İzmir’de 30 Ekim 2020’de meydana gelen 6,6 büyüklüğündeki depremi yaşayan ve psikoloji olarak etkilenen Gülşah Gülebenzer, Kahramanmaraş’taki yakınlarının yanına taşındı. Gülebenzer, 6 Şubat’ta meydana gelen depremlere de bu kentte yakalandı. Depremde 2,5 yaşındaki oğlu Kerem Faruk Gülebenzer ile oturduğu evi hafif hasar gören Gülebenzer, kaleme aldığı ‘Bağ’ isimli tiyatro oyunu ile Devlet Tiyatroları tarafından her türlü bağımlılığı tartışmaya açarak bu konuda farkındalık yaratmak amacıyla düzenlenen, ‘Bağımlılık’ temalı oyun yazma yarışmasında 2’nci mansiyon ödülünün sahibi oldu.
‘SANATIN İYİLEŞTİRİCİ GÜCÜ BİZİ TEKRAR HAYATA BAĞLADI’
İzmir depreminden psikolojik olarak oldukça etkilendiğini belirten Gülşah Gülebenzer, “Oğlum Kerem, İzmir depreminde 40 günlüktü ve bir anne olarak bu durum beni oldukça etkiledi. İzmir’de devam eden depremler nedeniyle oradan uzaklaşma ihtiyacı hissettim ve akrabalarımızın yanına Kahramanmaraş’a yerleştik. 6 Şubat’ta Kahramanmaraş’ta tekrar depreme yakalandık.
Yaşanan depremden sağ kurtulabildiğimiz için çok şanslıyız. Deprem bölgesinde psikolojik olarak çok zor durumlar yaşanıyor. 2,5 yaşındaki oğlum ve ben birbirimize bağ olarak bu süreci atlatmaya çalışıyoruz. ‘Bağ’ isimli oyunum tam yaralarımızı sarmaya çalışırken yakalandığımız depremde bizi hayata tutan, tekrar motive eden ve umut veren bir yaşam bağı oldu. Umarım depremden etkilenen herkes yaralarını sarmayı başarabilir. Oğlum ödülün ne anlama geldiğini henüz bilmiyor; ancak ödül alacağımı duyunca çok sevindi. Sanatın iyileştirici gücü bizi tekrar hayata bağladı” dedi.

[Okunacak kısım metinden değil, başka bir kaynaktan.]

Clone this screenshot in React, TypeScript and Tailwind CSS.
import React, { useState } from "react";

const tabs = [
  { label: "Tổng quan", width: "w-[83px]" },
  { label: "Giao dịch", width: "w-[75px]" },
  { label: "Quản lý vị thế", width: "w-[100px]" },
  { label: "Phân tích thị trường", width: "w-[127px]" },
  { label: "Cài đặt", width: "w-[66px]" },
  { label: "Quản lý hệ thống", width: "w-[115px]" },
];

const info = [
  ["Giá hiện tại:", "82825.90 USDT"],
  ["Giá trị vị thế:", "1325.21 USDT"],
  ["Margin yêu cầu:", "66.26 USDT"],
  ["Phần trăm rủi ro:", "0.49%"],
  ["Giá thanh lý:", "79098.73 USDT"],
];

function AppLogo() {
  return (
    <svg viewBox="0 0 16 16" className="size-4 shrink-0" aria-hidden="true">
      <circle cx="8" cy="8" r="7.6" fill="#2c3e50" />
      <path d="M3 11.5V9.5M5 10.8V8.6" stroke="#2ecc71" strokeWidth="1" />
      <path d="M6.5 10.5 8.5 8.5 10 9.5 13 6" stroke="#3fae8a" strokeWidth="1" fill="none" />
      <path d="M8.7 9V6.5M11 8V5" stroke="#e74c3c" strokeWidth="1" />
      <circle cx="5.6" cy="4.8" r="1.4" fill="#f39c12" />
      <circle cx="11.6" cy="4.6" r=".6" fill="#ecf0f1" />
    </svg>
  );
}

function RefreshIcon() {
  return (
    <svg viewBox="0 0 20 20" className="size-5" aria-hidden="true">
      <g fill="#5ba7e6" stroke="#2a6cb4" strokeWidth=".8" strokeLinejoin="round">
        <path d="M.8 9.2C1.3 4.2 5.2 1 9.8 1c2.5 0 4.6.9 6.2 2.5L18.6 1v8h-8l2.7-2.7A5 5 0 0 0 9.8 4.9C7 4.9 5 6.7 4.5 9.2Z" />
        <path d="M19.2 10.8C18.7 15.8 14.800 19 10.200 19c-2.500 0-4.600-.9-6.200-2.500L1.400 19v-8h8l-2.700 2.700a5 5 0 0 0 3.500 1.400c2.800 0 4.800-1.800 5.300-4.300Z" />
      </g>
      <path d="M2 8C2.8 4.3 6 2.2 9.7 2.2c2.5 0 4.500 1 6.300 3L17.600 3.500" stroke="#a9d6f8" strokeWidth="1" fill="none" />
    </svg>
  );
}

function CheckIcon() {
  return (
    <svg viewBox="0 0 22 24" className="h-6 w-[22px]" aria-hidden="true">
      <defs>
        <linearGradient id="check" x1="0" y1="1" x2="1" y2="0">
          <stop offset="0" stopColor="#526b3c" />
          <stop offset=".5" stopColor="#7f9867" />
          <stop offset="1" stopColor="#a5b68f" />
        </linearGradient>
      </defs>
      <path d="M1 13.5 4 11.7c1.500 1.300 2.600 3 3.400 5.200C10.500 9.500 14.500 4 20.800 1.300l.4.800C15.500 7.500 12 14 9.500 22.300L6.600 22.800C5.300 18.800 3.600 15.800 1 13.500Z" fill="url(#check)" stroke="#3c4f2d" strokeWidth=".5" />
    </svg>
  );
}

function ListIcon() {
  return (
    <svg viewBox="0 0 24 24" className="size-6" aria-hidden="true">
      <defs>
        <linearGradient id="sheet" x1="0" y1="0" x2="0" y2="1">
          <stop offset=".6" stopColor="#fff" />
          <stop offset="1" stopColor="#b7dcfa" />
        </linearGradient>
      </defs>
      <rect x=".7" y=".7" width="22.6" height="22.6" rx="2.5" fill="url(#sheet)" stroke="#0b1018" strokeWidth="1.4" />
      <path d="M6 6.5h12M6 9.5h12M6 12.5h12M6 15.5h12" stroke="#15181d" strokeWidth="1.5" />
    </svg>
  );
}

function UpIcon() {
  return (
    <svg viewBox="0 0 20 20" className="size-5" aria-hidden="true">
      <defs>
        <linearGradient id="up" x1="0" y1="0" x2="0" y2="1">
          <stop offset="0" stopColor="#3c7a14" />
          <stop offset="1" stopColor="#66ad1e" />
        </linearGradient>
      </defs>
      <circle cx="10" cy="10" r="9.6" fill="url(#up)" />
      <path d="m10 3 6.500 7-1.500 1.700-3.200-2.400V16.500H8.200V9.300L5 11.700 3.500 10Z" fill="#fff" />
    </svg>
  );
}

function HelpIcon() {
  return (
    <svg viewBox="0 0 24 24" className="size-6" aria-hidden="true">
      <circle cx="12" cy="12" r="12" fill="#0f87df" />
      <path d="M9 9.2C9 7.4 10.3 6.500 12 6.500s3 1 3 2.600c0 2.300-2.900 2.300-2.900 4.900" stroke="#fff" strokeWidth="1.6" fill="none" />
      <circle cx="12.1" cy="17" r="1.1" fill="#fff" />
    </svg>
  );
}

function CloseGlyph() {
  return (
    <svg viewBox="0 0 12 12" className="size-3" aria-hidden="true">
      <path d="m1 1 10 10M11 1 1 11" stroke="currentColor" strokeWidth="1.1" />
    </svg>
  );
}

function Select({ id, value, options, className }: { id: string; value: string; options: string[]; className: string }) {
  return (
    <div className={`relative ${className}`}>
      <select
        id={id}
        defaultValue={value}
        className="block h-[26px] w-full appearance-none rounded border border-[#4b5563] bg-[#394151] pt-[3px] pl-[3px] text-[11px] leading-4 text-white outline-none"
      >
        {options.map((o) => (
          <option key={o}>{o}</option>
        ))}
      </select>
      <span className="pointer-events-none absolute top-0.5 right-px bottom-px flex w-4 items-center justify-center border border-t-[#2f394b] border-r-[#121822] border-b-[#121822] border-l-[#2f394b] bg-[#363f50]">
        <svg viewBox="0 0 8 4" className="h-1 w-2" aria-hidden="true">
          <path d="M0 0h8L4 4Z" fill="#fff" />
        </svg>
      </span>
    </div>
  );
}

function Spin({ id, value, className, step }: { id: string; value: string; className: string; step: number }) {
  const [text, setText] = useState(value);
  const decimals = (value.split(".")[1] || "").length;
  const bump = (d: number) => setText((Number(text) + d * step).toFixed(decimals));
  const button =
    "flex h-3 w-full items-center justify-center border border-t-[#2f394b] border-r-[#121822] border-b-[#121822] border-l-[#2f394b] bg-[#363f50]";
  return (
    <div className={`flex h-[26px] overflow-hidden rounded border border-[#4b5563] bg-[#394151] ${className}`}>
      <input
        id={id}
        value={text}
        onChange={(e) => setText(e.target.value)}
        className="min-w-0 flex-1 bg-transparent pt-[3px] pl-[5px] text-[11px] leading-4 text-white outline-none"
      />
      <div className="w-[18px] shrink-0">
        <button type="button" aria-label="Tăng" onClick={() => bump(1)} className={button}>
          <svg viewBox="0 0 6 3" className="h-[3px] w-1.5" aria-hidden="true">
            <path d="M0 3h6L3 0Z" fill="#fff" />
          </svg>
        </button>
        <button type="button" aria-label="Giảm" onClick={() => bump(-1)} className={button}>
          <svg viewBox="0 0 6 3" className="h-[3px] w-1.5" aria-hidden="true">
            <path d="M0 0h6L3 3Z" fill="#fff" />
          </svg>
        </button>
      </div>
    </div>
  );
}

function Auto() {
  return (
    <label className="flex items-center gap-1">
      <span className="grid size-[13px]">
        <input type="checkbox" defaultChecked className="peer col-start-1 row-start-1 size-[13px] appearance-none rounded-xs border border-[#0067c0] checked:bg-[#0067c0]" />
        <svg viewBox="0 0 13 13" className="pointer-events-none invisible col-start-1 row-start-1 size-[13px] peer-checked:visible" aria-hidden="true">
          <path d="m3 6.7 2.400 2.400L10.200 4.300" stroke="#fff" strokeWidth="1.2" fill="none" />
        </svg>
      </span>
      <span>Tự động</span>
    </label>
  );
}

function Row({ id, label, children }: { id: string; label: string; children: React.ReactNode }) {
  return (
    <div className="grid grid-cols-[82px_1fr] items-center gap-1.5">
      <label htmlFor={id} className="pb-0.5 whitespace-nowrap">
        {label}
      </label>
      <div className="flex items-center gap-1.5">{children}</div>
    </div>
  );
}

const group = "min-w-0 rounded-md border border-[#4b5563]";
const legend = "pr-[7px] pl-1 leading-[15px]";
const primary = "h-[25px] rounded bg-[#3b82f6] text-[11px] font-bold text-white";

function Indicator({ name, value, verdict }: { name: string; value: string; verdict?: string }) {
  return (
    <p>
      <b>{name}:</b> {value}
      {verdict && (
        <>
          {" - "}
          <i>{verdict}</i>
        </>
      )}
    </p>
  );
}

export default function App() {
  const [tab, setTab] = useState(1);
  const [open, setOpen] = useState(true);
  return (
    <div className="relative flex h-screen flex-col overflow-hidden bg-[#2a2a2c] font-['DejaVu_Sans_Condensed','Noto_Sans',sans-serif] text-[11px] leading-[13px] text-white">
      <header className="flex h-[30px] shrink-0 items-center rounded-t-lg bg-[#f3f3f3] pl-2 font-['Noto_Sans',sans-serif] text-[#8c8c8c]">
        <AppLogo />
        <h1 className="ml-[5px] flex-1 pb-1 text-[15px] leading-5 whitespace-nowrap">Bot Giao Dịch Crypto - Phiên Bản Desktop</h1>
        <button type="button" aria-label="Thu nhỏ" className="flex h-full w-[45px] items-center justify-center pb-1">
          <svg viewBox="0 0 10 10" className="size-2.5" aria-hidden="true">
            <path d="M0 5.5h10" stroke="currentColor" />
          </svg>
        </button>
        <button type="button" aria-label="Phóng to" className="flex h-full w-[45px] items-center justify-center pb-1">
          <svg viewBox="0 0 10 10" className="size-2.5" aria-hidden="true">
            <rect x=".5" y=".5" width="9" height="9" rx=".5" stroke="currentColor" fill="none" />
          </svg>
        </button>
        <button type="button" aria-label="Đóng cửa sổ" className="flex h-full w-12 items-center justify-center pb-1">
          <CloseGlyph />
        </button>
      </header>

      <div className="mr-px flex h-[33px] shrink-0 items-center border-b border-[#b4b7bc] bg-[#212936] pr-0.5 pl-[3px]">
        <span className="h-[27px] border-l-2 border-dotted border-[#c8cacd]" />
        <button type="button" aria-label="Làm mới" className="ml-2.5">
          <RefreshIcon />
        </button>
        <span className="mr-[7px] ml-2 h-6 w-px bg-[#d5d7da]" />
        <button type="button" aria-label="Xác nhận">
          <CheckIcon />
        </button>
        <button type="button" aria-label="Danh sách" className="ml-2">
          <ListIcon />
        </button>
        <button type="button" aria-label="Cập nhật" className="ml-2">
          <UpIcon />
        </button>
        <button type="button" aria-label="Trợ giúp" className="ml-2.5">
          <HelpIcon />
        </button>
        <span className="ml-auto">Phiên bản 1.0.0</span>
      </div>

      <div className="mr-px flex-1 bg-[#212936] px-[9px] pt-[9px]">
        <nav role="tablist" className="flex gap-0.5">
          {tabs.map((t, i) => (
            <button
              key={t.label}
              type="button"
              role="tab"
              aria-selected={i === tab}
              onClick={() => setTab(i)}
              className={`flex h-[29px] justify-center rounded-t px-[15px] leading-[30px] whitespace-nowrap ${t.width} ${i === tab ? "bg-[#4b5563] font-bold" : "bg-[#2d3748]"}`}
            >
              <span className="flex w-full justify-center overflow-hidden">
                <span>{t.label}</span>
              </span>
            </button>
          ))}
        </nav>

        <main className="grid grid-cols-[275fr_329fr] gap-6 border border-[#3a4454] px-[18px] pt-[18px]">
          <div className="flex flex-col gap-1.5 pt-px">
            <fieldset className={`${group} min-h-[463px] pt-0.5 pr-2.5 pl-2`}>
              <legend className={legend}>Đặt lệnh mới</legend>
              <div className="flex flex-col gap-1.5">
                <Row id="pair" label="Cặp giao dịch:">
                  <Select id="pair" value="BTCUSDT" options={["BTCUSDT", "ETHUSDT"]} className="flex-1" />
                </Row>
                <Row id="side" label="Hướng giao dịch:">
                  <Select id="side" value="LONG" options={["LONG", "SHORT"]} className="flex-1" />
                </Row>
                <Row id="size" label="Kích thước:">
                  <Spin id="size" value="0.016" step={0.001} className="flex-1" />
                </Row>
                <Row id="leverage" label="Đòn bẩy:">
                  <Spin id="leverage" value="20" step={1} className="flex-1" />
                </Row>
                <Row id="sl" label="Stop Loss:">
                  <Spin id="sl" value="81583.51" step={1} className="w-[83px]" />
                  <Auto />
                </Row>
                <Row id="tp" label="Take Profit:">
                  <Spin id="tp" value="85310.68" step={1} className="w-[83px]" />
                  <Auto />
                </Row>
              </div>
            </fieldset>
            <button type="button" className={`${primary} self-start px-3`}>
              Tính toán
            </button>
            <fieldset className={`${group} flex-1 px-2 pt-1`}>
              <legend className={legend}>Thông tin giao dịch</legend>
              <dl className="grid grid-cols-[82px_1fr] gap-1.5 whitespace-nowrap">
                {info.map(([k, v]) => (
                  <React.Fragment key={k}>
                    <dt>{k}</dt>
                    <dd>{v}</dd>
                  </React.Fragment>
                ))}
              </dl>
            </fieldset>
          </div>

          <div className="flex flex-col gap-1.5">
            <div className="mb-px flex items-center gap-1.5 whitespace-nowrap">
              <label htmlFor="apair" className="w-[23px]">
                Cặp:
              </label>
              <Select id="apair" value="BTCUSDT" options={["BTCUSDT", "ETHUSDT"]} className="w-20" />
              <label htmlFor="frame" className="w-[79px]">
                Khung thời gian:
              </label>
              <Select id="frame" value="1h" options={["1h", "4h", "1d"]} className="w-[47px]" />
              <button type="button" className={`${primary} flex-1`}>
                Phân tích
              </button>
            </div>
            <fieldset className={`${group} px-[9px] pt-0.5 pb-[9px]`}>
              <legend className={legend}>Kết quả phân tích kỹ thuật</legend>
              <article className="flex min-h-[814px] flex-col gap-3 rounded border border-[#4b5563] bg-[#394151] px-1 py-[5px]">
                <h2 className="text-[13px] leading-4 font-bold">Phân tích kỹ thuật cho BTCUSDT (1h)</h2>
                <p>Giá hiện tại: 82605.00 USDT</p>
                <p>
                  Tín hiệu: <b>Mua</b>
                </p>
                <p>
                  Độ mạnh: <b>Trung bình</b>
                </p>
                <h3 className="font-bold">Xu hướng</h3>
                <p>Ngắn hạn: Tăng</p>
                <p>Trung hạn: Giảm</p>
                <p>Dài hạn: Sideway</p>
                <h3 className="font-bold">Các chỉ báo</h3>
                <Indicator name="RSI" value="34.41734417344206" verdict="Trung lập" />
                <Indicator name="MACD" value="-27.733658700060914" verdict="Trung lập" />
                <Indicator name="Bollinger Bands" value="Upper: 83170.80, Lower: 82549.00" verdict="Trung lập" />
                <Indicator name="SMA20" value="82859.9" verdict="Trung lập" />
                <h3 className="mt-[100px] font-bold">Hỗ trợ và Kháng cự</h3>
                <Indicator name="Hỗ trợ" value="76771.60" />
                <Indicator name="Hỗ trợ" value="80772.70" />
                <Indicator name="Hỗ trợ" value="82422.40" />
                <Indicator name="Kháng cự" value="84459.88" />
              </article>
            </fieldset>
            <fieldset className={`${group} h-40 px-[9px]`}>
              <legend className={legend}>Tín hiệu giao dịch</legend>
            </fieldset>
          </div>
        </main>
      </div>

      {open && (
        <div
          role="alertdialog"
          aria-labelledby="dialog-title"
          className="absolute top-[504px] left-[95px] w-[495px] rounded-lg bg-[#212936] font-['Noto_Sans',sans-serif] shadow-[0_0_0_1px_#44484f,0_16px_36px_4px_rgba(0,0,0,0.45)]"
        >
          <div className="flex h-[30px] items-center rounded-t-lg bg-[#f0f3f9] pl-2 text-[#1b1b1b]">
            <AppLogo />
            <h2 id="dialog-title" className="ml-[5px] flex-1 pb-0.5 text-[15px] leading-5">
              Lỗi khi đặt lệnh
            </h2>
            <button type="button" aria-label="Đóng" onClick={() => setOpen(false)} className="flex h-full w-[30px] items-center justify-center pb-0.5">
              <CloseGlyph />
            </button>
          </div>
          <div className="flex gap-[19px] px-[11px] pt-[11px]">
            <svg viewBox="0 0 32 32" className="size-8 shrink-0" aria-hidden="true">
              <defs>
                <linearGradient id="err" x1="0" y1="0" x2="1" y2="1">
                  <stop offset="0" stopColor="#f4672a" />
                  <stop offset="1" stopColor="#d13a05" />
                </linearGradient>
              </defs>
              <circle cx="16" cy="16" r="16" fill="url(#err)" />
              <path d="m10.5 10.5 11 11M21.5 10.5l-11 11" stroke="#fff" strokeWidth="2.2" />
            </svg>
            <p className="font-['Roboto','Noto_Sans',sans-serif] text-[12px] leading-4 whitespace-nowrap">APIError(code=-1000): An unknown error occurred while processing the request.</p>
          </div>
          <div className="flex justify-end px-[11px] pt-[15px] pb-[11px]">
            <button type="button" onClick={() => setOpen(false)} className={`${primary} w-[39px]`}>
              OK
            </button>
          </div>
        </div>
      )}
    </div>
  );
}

‘YAZMAK ÇOK TEDAVİ EDİCİ VE ONARICI’
‘Bağ’ isimli tiyatro oyununu yazarken insanların hayata tutunduğu bağları bir bütün olarak kaleme aldığını belirten Gülebenzer, “Hayatta bazen bize zarar veren şeylere de tutunuyoruz. Bu bağlar bir örümcek ağı gibi etrafımızı sarıyor ve bir süreden sonra artık nefes alamamaya başlıyoruz. Hayattaki seçimlerimiz bizi var ediyor.
Ne yöne gideceğimizi de biz belirliyoruz. Aslında farklı şekillerde de akabilir hayatlar. Ben bu oyunda insanları hayattan koparan ve hayata bağlayan bağlara yer veriyorum. Yazmak çok tedavi edici ve onarıcı. Depremde insanların hayatlarında yaşayabileceği en uç duygular yaşandı. Sanat gerçekten insanları tedavi ediyor” dedi.